Really? REALLY? I read the designer’s name. With respect, Xavier Roberts, when you designed Cabbage Patch Kids, you seriously decided that there was a kid out there who was going to be insanely happy to be the mother of a bald boy named Horace Cleeves? H O R A C E.
This was a moral crossroads in my young life. Eight-year-old Michelle had to make the call.
Horace Cleeves and I sat together, eyes locked, sunlight glaring off his powder-scented bald pate. I took in the hideous shoes, the ugly tracksuit, the lack of dimples, the brown eyes and hard plastic where memories of hairdressing moments were supposed to be made.

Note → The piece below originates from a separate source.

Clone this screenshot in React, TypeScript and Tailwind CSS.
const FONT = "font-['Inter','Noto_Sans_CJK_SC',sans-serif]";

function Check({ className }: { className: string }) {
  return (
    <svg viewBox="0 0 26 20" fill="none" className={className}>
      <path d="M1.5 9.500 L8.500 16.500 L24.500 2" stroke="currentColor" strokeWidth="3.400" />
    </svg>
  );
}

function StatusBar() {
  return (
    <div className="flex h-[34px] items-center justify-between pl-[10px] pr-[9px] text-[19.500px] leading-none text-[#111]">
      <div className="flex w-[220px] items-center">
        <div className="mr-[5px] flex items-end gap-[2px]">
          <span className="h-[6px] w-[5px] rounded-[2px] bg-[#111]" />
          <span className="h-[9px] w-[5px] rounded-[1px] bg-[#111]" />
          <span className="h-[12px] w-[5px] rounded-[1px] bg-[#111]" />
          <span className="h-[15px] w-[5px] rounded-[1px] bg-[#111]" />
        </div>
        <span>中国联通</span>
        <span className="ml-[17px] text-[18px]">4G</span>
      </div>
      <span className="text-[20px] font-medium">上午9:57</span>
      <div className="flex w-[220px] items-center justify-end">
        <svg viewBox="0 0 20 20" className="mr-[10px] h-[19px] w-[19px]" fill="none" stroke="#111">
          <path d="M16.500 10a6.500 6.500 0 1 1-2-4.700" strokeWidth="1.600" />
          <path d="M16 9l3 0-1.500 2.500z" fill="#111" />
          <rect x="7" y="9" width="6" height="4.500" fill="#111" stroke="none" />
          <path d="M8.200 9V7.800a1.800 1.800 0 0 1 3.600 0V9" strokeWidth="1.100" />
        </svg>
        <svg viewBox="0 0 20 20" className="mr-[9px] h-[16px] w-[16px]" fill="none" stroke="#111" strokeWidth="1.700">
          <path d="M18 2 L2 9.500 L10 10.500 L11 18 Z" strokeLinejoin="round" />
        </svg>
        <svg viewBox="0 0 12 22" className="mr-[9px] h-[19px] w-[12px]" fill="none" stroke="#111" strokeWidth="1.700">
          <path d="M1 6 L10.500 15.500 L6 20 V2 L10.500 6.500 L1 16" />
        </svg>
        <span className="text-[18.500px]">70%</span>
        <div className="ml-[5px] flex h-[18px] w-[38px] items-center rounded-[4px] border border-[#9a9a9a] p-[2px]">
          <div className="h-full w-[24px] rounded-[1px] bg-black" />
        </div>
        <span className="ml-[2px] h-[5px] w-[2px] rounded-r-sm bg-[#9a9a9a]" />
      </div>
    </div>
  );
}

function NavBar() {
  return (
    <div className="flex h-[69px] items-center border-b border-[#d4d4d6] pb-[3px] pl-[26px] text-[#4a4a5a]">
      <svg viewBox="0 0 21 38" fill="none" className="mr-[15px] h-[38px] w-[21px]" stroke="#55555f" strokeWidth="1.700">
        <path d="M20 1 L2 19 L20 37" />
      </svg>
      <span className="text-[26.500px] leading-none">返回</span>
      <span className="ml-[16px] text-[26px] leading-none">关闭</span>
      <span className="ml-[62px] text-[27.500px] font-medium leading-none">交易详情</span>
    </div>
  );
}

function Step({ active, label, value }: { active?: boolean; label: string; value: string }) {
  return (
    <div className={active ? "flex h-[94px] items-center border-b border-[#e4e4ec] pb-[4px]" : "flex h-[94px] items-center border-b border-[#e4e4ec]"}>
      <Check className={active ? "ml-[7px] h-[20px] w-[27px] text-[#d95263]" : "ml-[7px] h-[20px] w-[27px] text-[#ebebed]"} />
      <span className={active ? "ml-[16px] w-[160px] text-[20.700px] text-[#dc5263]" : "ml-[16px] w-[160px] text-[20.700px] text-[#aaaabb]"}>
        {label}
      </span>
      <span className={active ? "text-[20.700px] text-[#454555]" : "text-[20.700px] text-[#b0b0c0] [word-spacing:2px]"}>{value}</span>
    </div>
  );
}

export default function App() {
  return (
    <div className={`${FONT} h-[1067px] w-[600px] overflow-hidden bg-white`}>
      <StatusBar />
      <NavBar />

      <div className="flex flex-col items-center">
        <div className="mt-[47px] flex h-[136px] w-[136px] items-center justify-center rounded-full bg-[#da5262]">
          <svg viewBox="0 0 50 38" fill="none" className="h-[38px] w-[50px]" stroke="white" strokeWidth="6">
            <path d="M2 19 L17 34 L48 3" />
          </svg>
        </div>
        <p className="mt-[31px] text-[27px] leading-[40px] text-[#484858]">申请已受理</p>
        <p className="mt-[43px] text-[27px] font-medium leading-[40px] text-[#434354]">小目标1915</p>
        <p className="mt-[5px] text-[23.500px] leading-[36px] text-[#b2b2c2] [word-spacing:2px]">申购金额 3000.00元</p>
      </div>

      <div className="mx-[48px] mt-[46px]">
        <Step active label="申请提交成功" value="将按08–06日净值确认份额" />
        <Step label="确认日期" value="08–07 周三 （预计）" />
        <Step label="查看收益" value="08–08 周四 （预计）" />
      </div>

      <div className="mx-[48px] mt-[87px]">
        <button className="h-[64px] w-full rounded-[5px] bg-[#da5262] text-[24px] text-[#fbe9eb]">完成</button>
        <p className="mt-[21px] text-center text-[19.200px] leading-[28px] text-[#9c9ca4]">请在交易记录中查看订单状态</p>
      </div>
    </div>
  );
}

My heart melted. I loved him.
Horace, my bald, brown-eyed, un-dimpled, stylistically challenged son never left my side after that. I defended him when girls were mean, I allowed him to express his feminine side when he wanted to wear frilly dresses, and I kissed and kissed that hard, shiny head.
Then, one day, another little girl came along and Horace was adopted once again. I was a little sad but it was time. I moved from kissing Horace’s bald head to practice-kissing my pillow. Slowly, slowly, I grew up.
I am now 38 years old.
Thirty years since Horace. And now I find myself facing a similar cross-road.
Every day, I am faced with my own balding head in the mirror as Alopecia takes more of my hair.
Like my eight-year-old self, I’m not happy. I don’t like what I see. Not at all. Tears prick at the corners of my eyes as I stare at the spot where the light glares at me from a multitude of bald spots on my own head. I feel that familiar temptation to cry and yell at that great Xavier Roberts In The Sky that THIS IS NOT FAIR.
Then I look into the brown eyes in the mirror and they stare back at me. I take in the lack of dimples and the emptiness where only memories of braids now reside. And I realize that I love this imperfect woman in the mirror. Unconditionally. She isn’t the prettiest or best dressed. She has no crowning glory to boast. But I love her regardless. I have to. She’s all I have.
Maybe, when he created a plain, brown-eyed, dimple-free, bald Cabbage Patch boy named Horace Cleeves, Xavier Roberts knew what he was doing after all.